**Written problem**. Return the material exactly as supplied, apart from the pictures, which are omitted.

**Source excerpt**.
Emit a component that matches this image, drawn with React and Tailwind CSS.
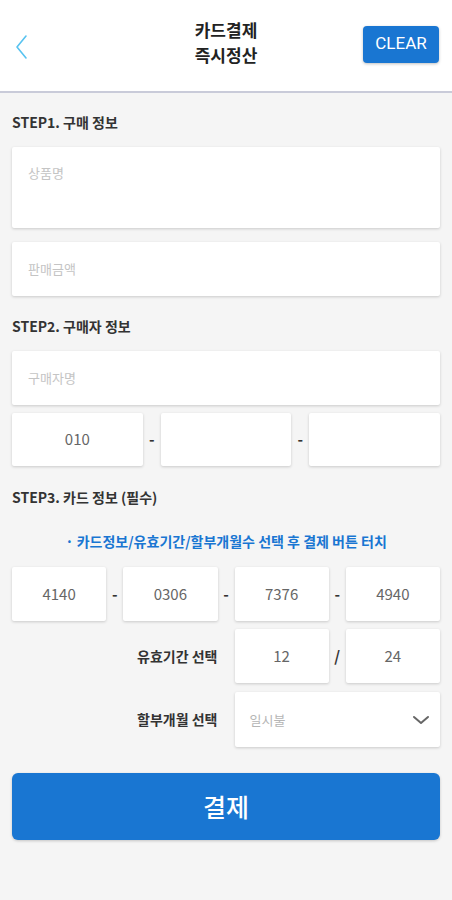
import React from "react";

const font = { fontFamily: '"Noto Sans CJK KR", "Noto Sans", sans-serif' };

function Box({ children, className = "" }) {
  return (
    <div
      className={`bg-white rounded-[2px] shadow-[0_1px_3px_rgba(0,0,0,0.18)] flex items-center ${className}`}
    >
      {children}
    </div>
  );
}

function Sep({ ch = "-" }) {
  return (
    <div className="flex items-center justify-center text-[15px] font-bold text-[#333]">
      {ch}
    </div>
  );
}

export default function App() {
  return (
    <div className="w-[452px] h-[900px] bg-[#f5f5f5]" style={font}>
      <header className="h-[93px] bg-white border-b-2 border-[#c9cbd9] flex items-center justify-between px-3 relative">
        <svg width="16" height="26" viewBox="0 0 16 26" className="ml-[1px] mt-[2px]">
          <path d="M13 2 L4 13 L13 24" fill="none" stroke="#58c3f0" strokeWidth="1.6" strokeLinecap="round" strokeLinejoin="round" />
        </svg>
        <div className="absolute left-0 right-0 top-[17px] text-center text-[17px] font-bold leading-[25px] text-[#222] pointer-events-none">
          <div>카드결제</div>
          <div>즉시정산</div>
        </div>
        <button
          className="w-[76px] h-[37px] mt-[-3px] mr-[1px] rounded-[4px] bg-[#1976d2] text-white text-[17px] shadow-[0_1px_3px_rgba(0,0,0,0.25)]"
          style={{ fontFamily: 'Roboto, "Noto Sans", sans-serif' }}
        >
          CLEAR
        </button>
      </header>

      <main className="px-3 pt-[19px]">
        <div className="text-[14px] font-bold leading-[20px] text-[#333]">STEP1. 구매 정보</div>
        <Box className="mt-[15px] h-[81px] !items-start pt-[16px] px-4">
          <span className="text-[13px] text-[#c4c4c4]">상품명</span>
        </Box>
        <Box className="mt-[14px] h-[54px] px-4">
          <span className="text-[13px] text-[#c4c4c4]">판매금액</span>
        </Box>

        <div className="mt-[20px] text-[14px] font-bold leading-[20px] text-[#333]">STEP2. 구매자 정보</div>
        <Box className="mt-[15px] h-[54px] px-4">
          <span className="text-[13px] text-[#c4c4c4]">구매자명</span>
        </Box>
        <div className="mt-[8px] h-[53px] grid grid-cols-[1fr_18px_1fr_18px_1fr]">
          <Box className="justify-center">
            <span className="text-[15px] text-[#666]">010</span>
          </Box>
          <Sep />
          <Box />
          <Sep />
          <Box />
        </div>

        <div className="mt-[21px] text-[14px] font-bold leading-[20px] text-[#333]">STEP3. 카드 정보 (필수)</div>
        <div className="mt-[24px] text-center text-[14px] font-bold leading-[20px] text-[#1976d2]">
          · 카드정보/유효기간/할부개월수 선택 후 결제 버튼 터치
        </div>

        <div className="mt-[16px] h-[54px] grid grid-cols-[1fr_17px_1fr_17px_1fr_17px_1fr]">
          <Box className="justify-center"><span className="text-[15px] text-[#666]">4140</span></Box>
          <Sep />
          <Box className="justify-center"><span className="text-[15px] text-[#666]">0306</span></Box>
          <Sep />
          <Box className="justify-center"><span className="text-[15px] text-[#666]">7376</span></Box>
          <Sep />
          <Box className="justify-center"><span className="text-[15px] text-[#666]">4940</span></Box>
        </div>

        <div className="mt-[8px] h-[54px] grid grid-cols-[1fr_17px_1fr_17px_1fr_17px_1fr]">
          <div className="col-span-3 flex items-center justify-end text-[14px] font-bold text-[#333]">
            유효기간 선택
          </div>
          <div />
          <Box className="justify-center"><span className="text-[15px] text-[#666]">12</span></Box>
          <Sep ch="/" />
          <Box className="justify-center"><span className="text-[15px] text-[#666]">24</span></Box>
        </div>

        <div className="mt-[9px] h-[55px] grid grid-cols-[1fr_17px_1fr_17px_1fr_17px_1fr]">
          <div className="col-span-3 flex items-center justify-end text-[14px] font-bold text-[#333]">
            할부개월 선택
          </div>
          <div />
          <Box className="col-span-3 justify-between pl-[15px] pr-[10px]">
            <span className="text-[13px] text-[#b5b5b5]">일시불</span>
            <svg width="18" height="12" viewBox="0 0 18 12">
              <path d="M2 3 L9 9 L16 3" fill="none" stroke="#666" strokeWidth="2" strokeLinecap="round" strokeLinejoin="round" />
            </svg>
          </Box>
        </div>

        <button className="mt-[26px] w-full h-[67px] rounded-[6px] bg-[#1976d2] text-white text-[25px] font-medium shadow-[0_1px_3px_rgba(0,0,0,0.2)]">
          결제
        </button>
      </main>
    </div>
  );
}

**Response to the task**.
Emit a component that matches this image, drawn with React and Tailwind CSS.
import React from "react";

const font = { fontFamily: '"Noto Sans CJK KR", "Noto Sans", sans-serif' };

function Box({ children, className = "" }) {
  return (
    <div
      className={`bg-white rounded-[2px] shadow-[0_1px_3px_rgba(0,0,0,0.18)] flex items-center ${className}`}
    >
      {children}
    </div>
  );
}

function Sep({ ch = "-" }) {
  return (
    <div className="flex items-center justify-center text-[15px] font-bold text-[#333]">
      {ch}
    </div>
  );
}

export default function App() {
  return (
    <div className="w-[452px] h-[900px] bg-[#f5f5f5]" style={font}>
      <header className="h-[93px] bg-white border-b-2 border-[#c9cbd9] flex items-center justify-between px-3 relative">
        <svg width="16" height="26" viewBox="0 0 16 26" className="ml-[1px] mt-[2px]">
          <path d="M13 2 L4 13 L13 24" fill="none" stroke="#58c3f0" strokeWidth="1.6" strokeLinecap="round" strokeLinejoin="round" />
        </svg>
        <div className="absolute left-0 right-0 top-[17px] text-center text-[17px] font-bold leading-[25px] text-[#222] pointer-events-none">
          <div>카드결제</div>
          <div>즉시정산</div>
        </div>
        <button
          className="w-[76px] h-[37px] mt-[-3px] mr-[1px] rounded-[4px] bg-[#1976d2] text-white text-[17px] shadow-[0_1px_3px_rgba(0,0,0,0.25)]"
          style={{ fontFamily: 'Roboto, "Noto Sans", sans-serif' }}
        >
          CLEAR
        </button>
      </header>

      <main className="px-3 pt-[19px]">
        <div className="text-[14px] font-bold leading-[20px] text-[#333]">STEP1. 구매 정보</div>
        <Box className="mt-[15px] h-[81px] !items-start pt-[16px] px-4">
          <span className="text-[13px] text-[#c4c4c4]">상품명</span>
        </Box>
        <Box className="mt-[14px] h-[54px] px-4">
          <span className="text-[13px] text-[#c4c4c4]">판매금액</span>
        </Box>

        <div className="mt-[20px] text-[14px] font-bold leading-[20px] text-[#333]">STEP2. 구매자 정보</div>
        <Box className="mt-[15px] h-[54px] px-4">
          <span className="text-[13px] text-[#c4c4c4]">구매자명</span>
        </Box>
        <div className="mt-[8px] h-[53px] grid grid-cols-[1fr_18px_1fr_18px_1fr]">
          <Box className="justify-center">
            <span className="text-[15px] text-[#666]">010</span>
          </Box>
          <Sep />
          <Box />
          <Sep />
          <Box />
        </div>

        <div className="mt-[21px] text-[14px] font-bold leading-[20px] text-[#333]">STEP3. 카드 정보 (필수)</div>
        <div className="mt-[24px] text-center text-[14px] font-bold leading-[20px] text-[#1976d2]">
          · 카드정보/유효기간/할부개월수 선택 후 결제 버튼 터치
        </div>

        <div className="mt-[16px] h-[54px] grid grid-cols-[1fr_17px_1fr_17px_1fr_17px_1fr]">
          <Box className="justify-center"><span className="text-[15px] text-[#666]">4140</span></Box>
          <Sep />
          <Box className="justify-center"><span className="text-[15px] text-[#666]">0306</span></Box>
          <Sep />
          <Box className="justify-center"><span className="text-[15px] text-[#666]">7376</span></Box>
          <Sep />
          <Box className="justify-center"><span className="text-[15px] text-[#666]">4940</span></Box>
        </div>

        <div className="mt-[8px] h-[54px] grid grid-cols-[1fr_17px_1fr_17px_1fr_17px_1fr]">
          <div className="col-span-3 flex items-center justify-end text-[14px] font-bold text-[#333]">
            유효기간 선택
          </div>
          <div />
          <Box className="justify-center"><span className="text-[15px] text-[#666]">12</span></Box>
          <Sep ch="/" />
          <Box className="justify-center"><span className="text-[15px] text-[#666]">24</span></Box>
        </div>

        <div className="mt-[9px] h-[55px] grid grid-cols-[1fr_17px_1fr_17px_1fr_17px_1fr]">
          <div className="col-span-3 flex items-center justify-end text-[14px] font-bold text-[#333]">
            할부개월 선택
          </div>
          <div />
          <Box className="col-span-3 justify-between pl-[15px] pr-[10px]">
            <span className="text-[13px] text-[#b5b5b5]">일시불</span>
            <svg width="18" height="12" viewBox="0 0 18 12">
              <path d="M2 3 L9 9 L16 3" fill="none" stroke="#666" strokeWidth="2" strokeLinecap="round" strokeLinejoin="round" />
            </svg>
          </Box>
        </div>

        <button className="mt-[26px] w-full h-[67px] rounded-[6px] bg-[#1976d2] text-white text-[25px] font-medium shadow-[0_1px_3px_rgba(0,0,0,0.2)]">
          결제
        </button>
      </main>
    </div>
  );
}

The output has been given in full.